AI wine pairing has been one of the loudest marketing claims in wine tech for the last three years. Every wine app promises it. The category copy reads the same in every press release: “personalised AI recommendations that find the perfect bottle for any meal.” The actual experience varies dramatically, and most users have no way to tell which apps are doing real pairing logic and which are just retrieving a generic match from a static database.
So we tested it. Five real home dinners across two weeks, each cooked from scratch, each paired by the AI without human override, each scored honestly afterwards. The wines came from our own cellar, the AI pairings came from running each dinner through Sommo’s pairing feature, and the verdict for each meal is based on how the wine actually performed once it was poured. This is not a marketing exercise. We graded the AI on its own terms.

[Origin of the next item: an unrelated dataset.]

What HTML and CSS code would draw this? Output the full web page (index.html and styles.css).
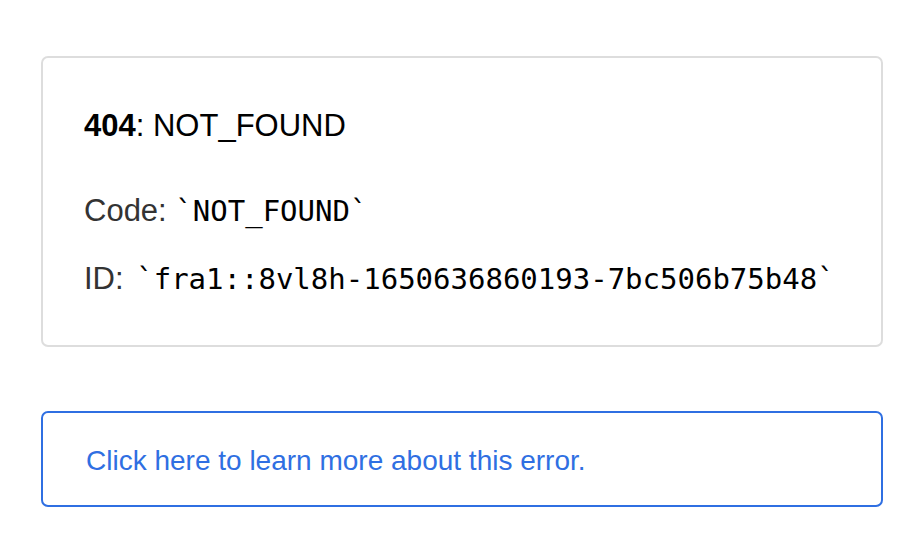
FILE: index.html
```html
<!DOCTYPE html>
<html>
<head>
<meta charset="utf-8">
<link rel="stylesheet" href="styles.css">
</head>
<body>
<main class="page">
  <section class="error-box">
    <h1 class="title"><span class="code-num">404</span>: NOT_FOUND</h1>
    <p class="detail">Code: <code class="mono">`NOT_FOUND`</code></p>
    <p class="detail detail-id">ID: <code class="mono">`fra1::8vl8h-1650636860193-7bc506b75b48`</code></p>
  </section>
  <a class="help-box" href="#">Click here to learn more about this error.</a>
</main>
</body>
</html>
```
FILE: styles.css
```css
html, body {
  margin: 0;
  padding: 0;
  background: #ffffff;
}

body {
  font-family: "Liberation Sans", Arial, Helvetica, sans-serif;
}

.page {
  width: 842px;
  padding: 56px 0 0 41px;
  display: flex;
  flex-direction: column;
  gap: 64px;
}

.error-box {
  box-sizing: border-box;
  height: 291px;
  border: 2px solid #dddddd;
  border-radius: 7px;
  padding: 50px 41px 0 41px;
}

.title {
  margin: 0;
  font-size: 31px;
  line-height: 36px;
  font-weight: normal;
  color: #000000;
}

.code-num {
  font-weight: bold;
}

.detail {
  margin: 49px 0 0 0;
  font-size: 31px;
  line-height: 36px;
  color: #333333;
}

.detail-id {
  margin-top: 32px;
}

.mono {
  font-family: "DejaVu Sans Mono", "Liberation Mono", monospace;
  font-size: 29px;
  color: #000000;
}

.detail-id .mono {
  margin-left: 4px;
}

.help-box {
  display: block;
  box-sizing: border-box;
  height: 96px;
  border: 2px solid #2f6fe2;
  border-radius: 7px;
  padding: 31px 42px 0 43px;
  font-size: 28px;
  line-height: 34px;
  color: #2f6fe2;
  text-decoration: none;
}
```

Here is the honest account of what AI got right, what it got wrong, and what the experiment reveals about where AI pairing is in 2026.
The Setup
Five dinners, each chosen to stress-test a different aspect of the pairing problem.

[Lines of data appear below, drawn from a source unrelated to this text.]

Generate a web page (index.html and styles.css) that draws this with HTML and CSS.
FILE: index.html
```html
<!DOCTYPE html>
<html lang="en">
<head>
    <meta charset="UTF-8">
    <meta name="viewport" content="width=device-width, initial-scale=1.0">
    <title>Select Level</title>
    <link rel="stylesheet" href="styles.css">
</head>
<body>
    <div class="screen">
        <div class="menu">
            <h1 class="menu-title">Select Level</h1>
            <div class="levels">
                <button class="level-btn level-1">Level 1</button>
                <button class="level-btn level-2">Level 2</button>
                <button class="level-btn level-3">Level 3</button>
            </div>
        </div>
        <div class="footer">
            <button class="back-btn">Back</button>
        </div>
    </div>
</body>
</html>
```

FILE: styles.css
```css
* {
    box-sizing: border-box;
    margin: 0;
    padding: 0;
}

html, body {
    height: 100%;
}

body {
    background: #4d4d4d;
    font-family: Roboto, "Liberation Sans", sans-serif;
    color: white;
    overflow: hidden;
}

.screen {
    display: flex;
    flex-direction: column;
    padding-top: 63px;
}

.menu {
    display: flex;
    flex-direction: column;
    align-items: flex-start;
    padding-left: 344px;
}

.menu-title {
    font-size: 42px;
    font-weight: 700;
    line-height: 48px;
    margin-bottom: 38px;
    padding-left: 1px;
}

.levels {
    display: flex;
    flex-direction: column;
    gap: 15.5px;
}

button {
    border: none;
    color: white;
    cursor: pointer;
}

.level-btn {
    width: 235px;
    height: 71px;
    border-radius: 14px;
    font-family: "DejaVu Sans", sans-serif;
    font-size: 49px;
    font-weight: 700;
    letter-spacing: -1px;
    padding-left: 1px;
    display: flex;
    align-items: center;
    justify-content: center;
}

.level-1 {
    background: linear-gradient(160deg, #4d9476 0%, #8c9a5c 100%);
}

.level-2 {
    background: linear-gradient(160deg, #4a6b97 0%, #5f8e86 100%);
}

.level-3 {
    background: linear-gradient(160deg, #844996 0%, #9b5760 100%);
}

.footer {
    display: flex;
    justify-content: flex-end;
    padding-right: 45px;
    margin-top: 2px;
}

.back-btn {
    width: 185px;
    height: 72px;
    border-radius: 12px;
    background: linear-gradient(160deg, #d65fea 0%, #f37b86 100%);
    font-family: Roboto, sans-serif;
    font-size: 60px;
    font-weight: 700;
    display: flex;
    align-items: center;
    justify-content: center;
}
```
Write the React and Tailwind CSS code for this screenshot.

- Pan-seared duck breast with cherry reduction (the classic “tannic red, please”) test.
- Spicy Sichuan dan dan noodles (the “AI breaks here” test).

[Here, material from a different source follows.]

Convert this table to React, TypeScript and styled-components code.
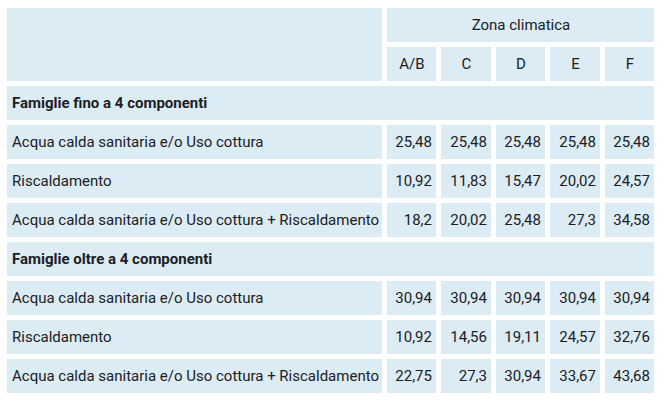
import React from 'react';
import styled, { createGlobalStyle } from 'styled-components';

const GlobalStyle = createGlobalStyle`
    html, body {
        margin: 0;
        padding: 0;
        background: #ffffff;
    }
`;

const Wrapper = styled.div`
    padding: 3px 2px;
    font-family: Roboto, "Liberation Sans", sans-serif;
    color: #1c2024;
`;

const Table = styled.table`
    border-collapse: separate;
    border-spacing: 5px;
    table-layout: fixed;
    width: 657px;
    font-size: 15px;
`;

const Col = styled.col<{ $w: number }>`
    width: ${p => p.$w}px;
`;

const Cell = styled.td<{ $align?: 'left' | 'center' | 'right'; $bold?: boolean }>`
    background: #dbecf4;
    height: 34px;
    padding: 0 4px 0 5px;
    box-sizing: border-box;
    text-align: ${p => p.$align || 'left'};
    font-weight: ${p => (p.$bold ? 700 : 400)};
    white-space: nowrap;
    vertical-align: middle;
    line-height: 1;
`;

type Row = { label: string; values: string[] };
type Group = { title: string; rows: Row[] };

const zones = ['A/B', 'C', 'D', 'E', 'F'];
const widths = [375, 49, 50, 49, 50, 49];

const groups: Group[] = [
    {
        title: 'Famiglie fino a 4 componenti',
        rows: [
            { label: 'Acqua calda sanitaria e/o Uso cottura', values: ['25,48', '25,48', '25,48', '25,48', '25,48'] },
            { label: 'Riscaldamento', values: ['10,92', '11,83', '15,47', '20,02', '24,57'] },
            { label: 'Acqua calda sanitaria e/o Uso cottura + Riscaldamento', values: ['18,2', '20,02', '25,48', '27,3', '34,58'] }
        ]
    },
    {
        title: 'Famiglie oltre a 4 componenti',
        rows: [
            { label: 'Acqua calda sanitaria e/o Uso cottura', values: ['30,94', '30,94', '30,94', '30,94', '30,94'] },
            { label: 'Riscaldamento', values: ['10,92', '14,56', '19,11', '24,57', '32,76'] },
            { label: 'Acqua calda sanitaria e/o Uso cottura + Riscaldamento', values: ['22,75', '27,3', '30,94', '33,67', '43,68'] }
        ]
    }
];

export default function App() {
    return (
        <Wrapper>
            <GlobalStyle />
            <Table>
                <colgroup>
                    {widths.map((w, i) => (
                        <Col key={i} $w={w} />
                    ))}
                </colgroup>
                <thead>
                    <tr>
                        <Cell rowSpan={2} />
                        <Cell colSpan={5} $align="center">Zona climatica</Cell>
                    </tr>
                    <tr>
                        {zones.map(z => (
                            <Cell key={z} $align="center">{z}</Cell>
                        ))}
                    </tr>
                </thead>
                <tbody>
                    {groups.map(g => (
                        <React.Fragment key={g.title}>
                            <tr>
                                <Cell colSpan={6} $bold>{g.title}</Cell>
                            </tr>
                            {g.rows.map(r => (
                                <tr key={r.label}>
                                    <Cell>{r.label}</Cell>
                                    {r.values.map((v, i) => (
                                        <Cell key={i} $align="right">{v}</Cell>
                                    ))}
                                </tr>
                            ))}
                        </React.Fragment>
                    ))}
                </tbody>
            </Table>
        </Wrapper>
    );
}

- Grilled wild salmon with herb butter (the textbook white wine match).
- Slow-roasted lamb shoulder with rosemary (the “Bordeaux vs Rhône” debate).
- Mushroom risotto with parmesan (the umami test).
For each dinner, we described the meal to the AI in 15 to 30 words, gave it access to our home cellar (~80 bottles tracked in the app), and asked for its top three pairing suggestions ranked by fit. We then chose the AI’s top recommendation, opened it, and ate the meal.
The grading scale: 5 (the AI nailed it, no human could have done better), 4 (excellent), 3 (acceptable, would not have been my first choice but it worked), 2 (mediocre, the meal would have been better with something else), 1 (the AI was wrong).
Dinner 1: Pan-Seared Duck Breast With Cherry Reduction
AI’s top pick: A 2018 Vosne-Romanée village-level Burgundy from our cellar.
Why the AI chose it: “Pinot Noir’s red and dark cherry fruit mirrors the cherry reduction directly. Cool-climate Burgundy’s earthy undertones (forest floor, mushroom) align with duck’s savoury, slightly gamey character. Moderate tannins handle the duck’s fat without overwhelming it. Burgundy’s bright acidity also refreshes the palate after each rich bite.”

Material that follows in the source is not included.